• [Exercise] Looking at the data below, count the lines that contain the string "React". Write only the total.
------ Source data
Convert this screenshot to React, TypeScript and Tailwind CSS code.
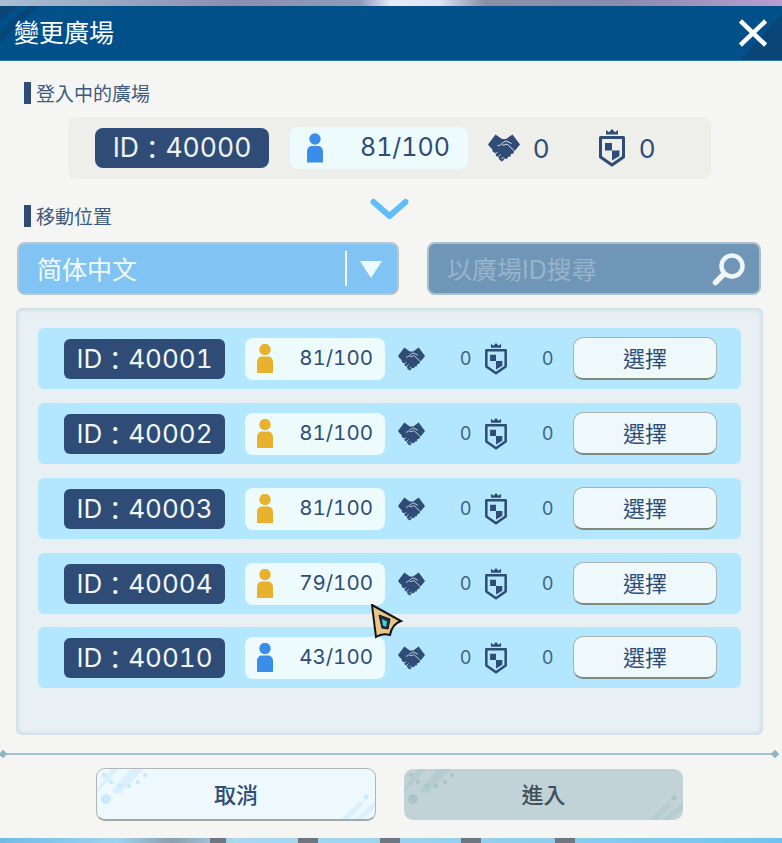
import React from "react";

const FONT = { fontFamily: 'Inter, "Noto Sans CJK TC", sans-serif' };

function Person({ color, w, h }: { color: string; w: number; h: number }) {
  return (
    <svg width={w} height={h} viewBox="0 0 16 29" fill={color}>
      <circle cx="8" cy="5.500" r="5.700" />
      <path d="M0 29V18c0-3.500 2.500-5.500 5-5.500h6c2.500 0 5 2 5 5.500v11z" />
    </svg>
  );
}

function Handshake({ w, h }: { w: number; h: number }) {
  return (
    <svg width={w} height={h} viewBox="0 0 32 28">
      <path
        fill="#2e4c76"
        d="M0 10.500 7.500.5l6.500 4.500h4L24.500.5 32 10.500l-4.500 5.500-1.500 1-.5 2.500-2.500.5-.5 2.500-2.500.5-1 2-2.500-.5-2 3-3-1.500-1-3-2.500-1-.5-3-2.500-1-1-3-2-2z"
      />
      <path
        fill="none"
        stroke="#f2f6f8"
        strokeWidth=".9"
        d="M9.500 11.500c2 1.500 5-4 9-4.500l5 2.500M14 11c2.500.5 4-1 5-1l7 6.500M9.500 18l-2 2M12.500 20.500l-2 2M15.500 23l-2 2"
      />
    </svg>
  );
}

function Shield({ w, h }: { w: number; h: number }) {
  return (
    <svg width={w} height={h} viewBox="0 0 26 38">
      <path fill="#2e4c76" d="M7 1l3 2.200L13 0l3 3.200L19 1v4.500H7z" />
      <path
        fill="none"
        stroke="#2e4c76"
        strokeWidth="3"
        strokeLinejoin="round"
        d="M1.500 8.500h23V28L13 36 1.500 28z"
      />
      <path fill="#2e4c76" d="M6 14h7v7.500H6zM13 21.500h7.500V27L13 31.500z" />
    </svg>
  );
}

function Deco({ dark }: { dark?: boolean }) {
  const c = dark ? "#b5ccd1" : "#daf0fd";
  const d = dark ? "#a9c5c9" : "#c9e9fc";
  return (
    <>
      <svg className="absolute left-0 top-0" width="60" height="40" viewBox="0 0 60 40">
        <path fill={c} d="M0 20 14 0h8L0 24z" />
        <path fill={c} d="M16 20 34 0h13L25 23c-3 3-11 1-9-3z" />
        <circle cx="7" cy="6" r="2.300" fill={d} />
        <circle cx="14" cy="13" r="2.200" fill={d} />
        <circle cx="23" cy="17" r="2.200" fill={d} />
        <circle cx="32" cy="17" r="2.200" fill={d} />
        <circle cx="41" cy="13" r="2.200" fill={d} />
        <circle cx="48" cy="6" r="2.200" fill={d} />
        <circle cx="9" cy="30" r="5" fill={d} />
      </svg>
      <svg className="absolute bottom-0 right-0" width="34" height="26" viewBox="0 0 34 26">
        <path fill={c} d="M0 26 18 9c3-1 5 1 3 4L8 26zM14 26 34 8v7L21 26z" />
        <circle cx="25" cy="4" r="2.500" fill={d} />
      </svg>
    </>
  );
}

function Id({ value }: { value: string }) {
  return (
    <>
      ID<span className="relative top-[2px]">：</span>
      {value}
    </>
  );
}

function Row({ id, count, blue, last }: { id: string; count: string; blue?: boolean; last?: boolean }) {
  return (
    <div
      className={
        last
          ? "-mt-[1px] flex h-[61px] items-center rounded-[6px] bg-[#b3e7ff] pl-[26px] text-[#2e4c76]"
          : "flex h-[61px] items-center rounded-[6px] bg-[#b3e7ff] pl-[26px] text-[#2e4c76]"
      }
    >
      <div className="flex h-[40px] w-[161px] items-center justify-center rounded-[6px] bg-[#2e4c76] text-[26px] font-normal tabular-nums text-[#f2f6f8]">
        <Id value={id} />
      </div>
      <div className="ml-[20px] flex h-[42px] w-[140px] items-center justify-between rounded-[8px] bg-[#eefbfc] pl-[12px] pr-[12px]">
        <Person color={blue ? "#3a8de8" : "#e8b22f"} w={16} h={29} />
        <span className="text-[20.5px] font-normal tabular-nums">{count}</span>
      </div>
      <div className="ml-[13px] flex">
        <Handshake w={27} h={24} />
      </div>
      <span className="ml-[35px] w-[10px] text-[18px] text-[#3f6286]">0</span>
      <div className="ml-[15px] flex">
        <Shield w={22} h={32} />
      </div>
      <span className="ml-[35px] w-[10px] text-[18px] text-[#3f6286]">0</span>
      <button className="ml-[21px] flex h-[43px] w-[144px] items-center justify-center rounded-[10px] border border-[#a9b2ad] border-b-2 border-b-[#7f8a7c] bg-[#eff9fb] pt-[2px] text-[22px] text-[#2e4c76]">
        選擇
      </button>
    </div>
  );
}

function Label({ children }: { children: string }) {
  return (
    <div className="flex h-[22px] items-center pl-[24px]">
      <span className="h-[22px] w-[7px] bg-[#2e4c76]" />
      <span className="ml-[5px] pt-[4px] text-[19px] leading-[22px] text-[#3d5a80]">{children}</span>
    </div>
  );
}

export default function App() {
  return (
    <div style={FONT} className="flex h-[843px] w-[782px] flex-col overflow-hidden">
      <div className="h-[6px] shrink-0 bg-[linear-gradient(90deg,#a9bdd3,#8a90ae_30%,#8f9bbb_46%,#e4ebfa_50%,#dfe6f7_56%,#8a90a8_62%,#8a8cae_80%,#b99dd2)]" />
      <div className="relative flex h-[55px] shrink-0 items-center justify-between overflow-hidden border-b border-b-[#2f7ea8] bg-[#01508a] pl-[14px] pr-[15px]">
        <svg className="absolute left-0 top-0" width="60" height="44" viewBox="0 0 60 44">
          <path fill="#0a4578" d="M0 0h18L0 16zM28 0h10L0 36V26z" />
        </svg>
        <svg className="absolute bottom-0 right-0" width="50" height="50" viewBox="0 0 50 50">
          <path fill="#0a4578" d="M50 4v46H8z" />
        </svg>
        <span className="relative text-[25px] leading-none text-white">變更廣場</span>
        <svg className="relative" width="28" height="28" viewBox="0 0 28 28">
          <path stroke="#fff" strokeWidth="4.500" strokeLinecap="square" d="M3 3.500l22 21M25 3.500l-22 21" />
        </svg>
      </div>

      <div className="relative flex flex-1 flex-col bg-[#f5f5f3]">
        <div className="mt-[21px]">
          <Label>登入中的廣場</Label>
        </div>
        <div className="mx-[68px] mt-[13px] flex h-[62px] w-[643px] items-center rounded-[8px] bg-[#eeeeea] pl-[27px] text-[#2e4c76]">
          <div className="flex h-[40px] w-[174px] items-center justify-center rounded-[8px] bg-[#2e4c76] text-[26.5px] font-normal tabular-nums text-[#eef3f7]">
            <Id value="40000" />
          </div>
          <div className="ml-[21px] flex h-[42px] w-[178px] items-center justify-between rounded-[8px] bg-[#eefbfc] pl-[17px] pr-[18px]">
            <Person color="#3a8de8" w={16} h={30} />
            <span className="text-[25px] font-normal tabular-nums">81/100</span>
          </div>
          <div className="ml-[20px] flex">
            <Handshake w={32} h={28} />
          </div>
          <span className="ml-[13px] w-[15px] text-[26px]">0</span>
          <div className="ml-[51px] flex">
            <Shield w={26} h={38} />
          </div>
          <span className="ml-[14px] text-[26px]">0</span>
        </div>
        <svg className="absolute left-[370px] top-[137px]" width="39" height="23" viewBox="0 0 39 23">
          <path fill="none" stroke="#5fbdf7" strokeWidth="6" strokeLinecap="round" strokeLinejoin="round" d="M3.500 4l16 14 16-14" />
        </svg>

        <div className="mt-[26px]">
          <Label>移動位置</Label>
        </div>
        <div className="mt-[15px] flex pl-[17px]">
          <div className="flex h-[53px] w-[382px] items-center rounded-[8px] border-2 border-[#b6c7cf] bg-[#81c3f3] pl-[18px] text-[25px] text-[#f4fbfd]">
            <span className="w-[308px] pt-[4px]">简体中文</span>
            <span className="h-[35px] w-[1.500px] bg-[#f4fbfd]" />
            <svg className="ml-[12px]" width="24" height="18" viewBox="0 0 24 18">
              <path fill="#eefbfc" d="M1 1h22L12 18z" />
            </svg>
          </div>
          <div className="ml-[28px] flex h-[53px] w-[334px] items-center justify-between rounded-[8px] border-2 border-[#aabfc9] bg-[#6f96b6] pl-[18px] pr-[13px] text-[25px] text-[#97b4cc]">
            <span className="pt-[4px]">以廣場ID搜尋</span>
            <svg width="34" height="34" viewBox="0 0 34 34" fill="none" stroke="#eef5f7">
              <circle cx="20" cy="14" r="10.500" strokeWidth="4.500" />
              <path d="M10.500 23.500 3.500 30.500" strokeWidth="5.500" strokeLinecap="round" />
            </svg>
          </div>
        </div>

        <div className="mx-[16px] mt-[13px] flex h-[427px] w-[747px] flex-col gap-[14px] rounded-[6px] bg-[#e9f0f3] px-[22px] pt-[20px] shadow-[inset_0_0_4px_2px_#c9dde6]">
          <Row id="40001" count="81/100" />
          <Row id="40002" count="81/100" />
          <Row id="40003" count="81/100" />
          <Row id="40004" count="79/100" />
          <Row id="40010" count="43/100" blue last />
        </div>

        <div className="relative ml-[3px] mt-[18px] h-[2px] w-[772px] bg-[#a3c3cf]">
          <span className="absolute -left-[3px] -top-[2px] h-[6px] w-[6px] rotate-45 bg-[#8fb5c4]" />
          <span className="absolute -right-[3px] -top-[2px] h-[6px] w-[6px] rotate-45 bg-[#8fb5c4]" />
        </div>

        <div className="mt-[13px] flex pl-[96px]">
          <button className="relative flex h-[53px] w-[280px] items-center justify-center overflow-hidden rounded-[9px] border border-[#b2b5b3] border-b-2 border-b-[#a3a8a6] bg-[#eef9fd] pt-[2px] text-[22px] font-medium text-[#2e4c76]">
            <Deco />
            <span className="relative">取消</span>
          </button>
          <button className="relative ml-[28px] mt-[1px] flex h-[51px] w-[279px] items-center justify-center overflow-hidden rounded-[9px] bg-[#c2d3d8] pt-[2px] text-[22px] font-medium text-[#414e58]">
            <Deco dark />
            <span className="relative">進入</span>
          </button>
        </div>

        <svg className="absolute left-[370px] top-[543px]" width="34" height="36" viewBox="0 0 34 36">
          <path fill="#e9c58a" stroke="#151515" strokeWidth="2" d="M2 1 31 17Q22 20 20 31 12 29 6 33z" />
          <path fill="#16304f" stroke="#151515" d="M9 11l11 4-2 10-6-1z" />
          <path fill="#3fd6d0" d="M12 15l5 2.500-1 5.500-3-1.500z" />
        </svg>
      </div>
      <div className="relative h-[5px] shrink-0 bg-[linear-gradient(90deg,#6fbde4,#9fd2ec_15%,#8a9fb0_22%,#a9d8f0_30%,#8fcdea_70%,#6fc4ec)]">
        <span className="absolute left-[210px] top-0 h-[5px] w-[16px] bg-[#6f7680]" />
        <span className="absolute left-[298px] top-0 h-[5px] w-[20px] bg-[#6f7680]" />
        <span className="absolute left-[380px] top-0 h-[5px] w-[20px] bg-[#6f7680]" />
        <span className="absolute left-[461px] top-0 h-[5px] w-[20px] bg-[#6f7680]" />
        <span className="absolute left-[555px] top-0 h-[5px] w-[20px] bg-[#6f7680]" />
      </div>
    </div>
  );
}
------------
• [Output below] 2